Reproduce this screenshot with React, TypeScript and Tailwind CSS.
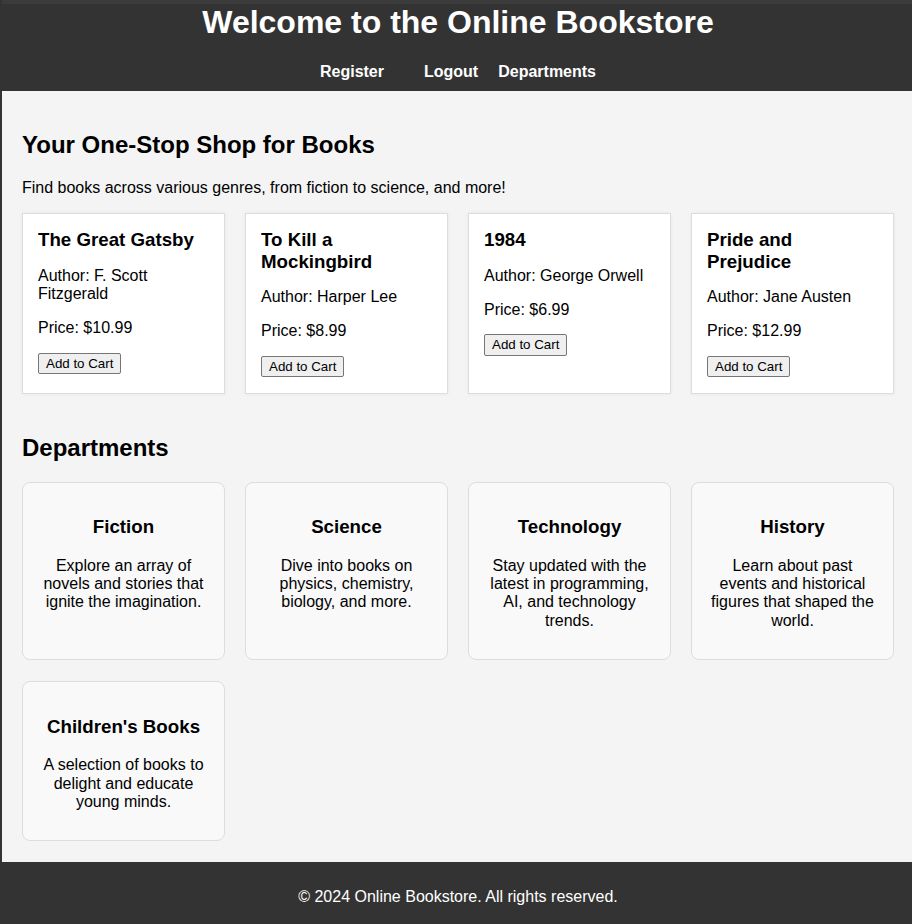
const books = [
  { title: "The Great Gatsby", author: "F. Scott Fitzgerald", price: "$10.99" },
  { title: "To Kill a Mockingbird", author: "Harper Lee", price: "$8.99" },
  { title: "1984", author: "George Orwell", price: "$6.99" },
  { title: "Pride and Prejudice", author: "Jane Austen", price: "$12.99" },
];

const departments = [
  { name: "Fiction", text: "Explore an array of novels and stories that ignite the imagination." },
  { name: "Science", text: "Dive into books on physics, chemistry, biology, and more." },
  { name: "Technology", text: "Stay updated with the latest in programming, AI, and technology trends." },
  { name: "History", text: "Learn about past events and historical figures that shaped the world." },
  { name: "Children's Books", text: "A selection of books to delight and educate young minds." },
];

const BookCard = ({ title, author, price }: { title: string; author: string; price: string }) => (
  <div className="border border-[#ddd] bg-white px-[15px] pb-[16px] pt-[15px] shadow-[0_0_4px_rgba(0,0,0,0.06)]">
    <h3 className="m-0 text-[18.72px] font-bold leading-[1.15]">{title}</h3>
    <p className="my-[16px]">Author: {author}</p>
    <p className="my-[16px]">Price: {price}</p>
    <button className="-mt-[1px] block rounded-[2px] border border-[#767676] bg-[#efefef] px-[7px] py-[2px] text-[13.33px] leading-[1.15] text-black">
      Add to Cart
    </button>
  </div>
);

const DeptCard = ({ name, text }: { name: string; text: string }) => (
  <div className="rounded-[8px] border border-[#ddd] bg-[#f9f9f9] px-[15px] pb-[13px] pt-[15px] text-center">
    <h3 className="my-[18.72px] text-[18.72px] font-bold leading-[1.15]">{name}</h3>
    <p className="my-[16px]">{text}</p>
  </div>
);

export default function App() {
  return (
    <div className="h-screen overflow-hidden bg-[#333] pl-[2px] font-['Liberation_Sans',Arial,sans-serif] text-[16px] leading-[1.15] text-black">
      <div className="flex h-full w-[912px] flex-col">
        <header className="box-border h-[91px] border-t-[4px] border-[#3b3b3b] bg-[#333] text-center text-white">
          <h1 className="text-[32px] font-bold leading-[37px]">Welcome to the Online Bookstore</h1>
          <nav className="mt-[12px] flex justify-center font-bold">
            <a className="mx-[10px] py-[10px]">Register</a>
            <a className="ml-[30px] mr-[10px] py-[10px]">Logout</a>
            <a className="mx-[10px] py-[10px]">Departments</a>
          </nav>
        </header>

        <main className="bg-[#f4f4f4] px-[20px] pb-[21px] pt-[20px]">
          <h2 className="mb-[20px] mt-[20px] text-[24px] font-bold leading-[1.15]">Your One-Stop Shop for Books</h2>
          <p className="mb-[16px]">Find books across various genres, from fiction to science, and more!</p>
          <div className="grid grid-cols-4 gap-[20px]">
            {books.map((b) => (
              <BookCard key={b.title} {...b} />
            ))}
          </div>

          <h2 className="mb-[20px] mt-[40px] text-[24px] font-bold leading-[1.15]">Departments</h2>
          <div className="grid grid-cols-4 gap-x-[20px] gap-y-[21px]">
            {departments.map((d) => (
              <DeptCard key={d.name} {...d} />
            ))}
          </div>
        </main>

        <footer className="flex-1 bg-[#333] pt-[26px] text-center text-white">
          <p>© 2024 Online Bookstore. All rights reserved.</p>
        </footer>
      </div>
    </div>
  );
}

▶ [What needs to be done]
Every line of the material is to be quoted exactly, with no pictures carried over.

▶ [The result]
Reproduce this screenshot with React, TypeScript and Tailwind CSS.
const books = [
  { title: "The Great Gatsby", author: "F. Scott Fitzgerald", price: "$10.99" },
  { title: "To Kill a Mockingbird", author: "Harper Lee", price: "$8.99" },
  { title: "1984", author: "George Orwell", price: "$6.99" },
  { title: "Pride and Prejudice", author: "Jane Austen", price: "$12.99" },
];

const departments = [
  { name: "Fiction", text: "Explore an array of novels and stories that ignite the imagination." },
  { name: "Science", text: "Dive into books on physics, chemistry, biology, and more." },
  { name: "Technology", text: "Stay updated with the latest in programming, AI, and technology trends." },
  { name: "History", text: "Learn about past events and historical figures that shaped the world." },
  { name: "Children's Books", text: "A selection of books to delight and educate young minds." },
];

const BookCard = ({ title, author, price }: { title: string; author: string; price: string }) => (
  <div className="border border-[#ddd] bg-white px-[15px] pb-[16px] pt-[15px] shadow-[0_0_4px_rgba(0,0,0,0.06)]">
    <h3 className="m-0 text-[18.72px] font-bold leading-[1.15]">{title}</h3>
    <p className="my-[16px]">Author: {author}</p>
    <p className="my-[16px]">Price: {price}</p>
    <button className="-mt-[1px] block rounded-[2px] border border-[#767676] bg-[#efefef] px-[7px] py-[2px] text-[13.33px] leading-[1.15] text-black">
      Add to Cart
    </button>
  </div>
);

const DeptCard = ({ name, text }: { name: string; text: string }) => (
  <div className="rounded-[8px] border border-[#ddd] bg-[#f9f9f9] px-[15px] pb-[13px] pt-[15px] text-center">
    <h3 className="my-[18.72px] text-[18.72px] font-bold leading-[1.15]">{name}</h3>
    <p className="my-[16px]">{text}</p>
  </div>
);

export default function App() {
  return (
    <div className="h-screen overflow-hidden bg-[#333] pl-[2px] font-['Liberation_Sans',Arial,sans-serif] text-[16px] leading-[1.15] text-black">
      <div className="flex h-full w-[912px] flex-col">
        <header className="box-border h-[91px] border-t-[4px] border-[#3b3b3b] bg-[#333] text-center text-white">
          <h1 className="text-[32px] font-bold leading-[37px]">Welcome to the Online Bookstore</h1>
          <nav className="mt-[12px] flex justify-center font-bold">
            <a className="mx-[10px] py-[10px]">Register</a>
            <a className="ml-[30px] mr-[10px] py-[10px]">Logout</a>
            <a className="mx-[10px] py-[10px]">Departments</a>
          </nav>
        </header>

        <main className="bg-[#f4f4f4] px-[20px] pb-[21px] pt-[20px]">
          <h2 className="mb-[20px] mt-[20px] text-[24px] font-bold leading-[1.15]">Your One-Stop Shop for Books</h2>
          <p className="mb-[16px]">Find books across various genres, from fiction to science, and more!</p>
          <div className="grid grid-cols-4 gap-[20px]">
            {books.map((b) => (
              <BookCard key={b.title} {...b} />
            ))}
          </div>

          <h2 className="mb-[20px] mt-[40px] text-[24px] font-bold leading-[1.15]">Departments</h2>
          <div className="grid grid-cols-4 gap-x-[20px] gap-y-[21px]">
            {departments.map((d) => (
              <DeptCard key={d.name} {...d} />
            ))}
          </div>
        </main>

        <footer className="flex-1 bg-[#333] pt-[26px] text-center text-white">
          <p>© 2024 Online Bookstore. All rights reserved.</p>
        </footer>
      </div>
    </div>
  );
}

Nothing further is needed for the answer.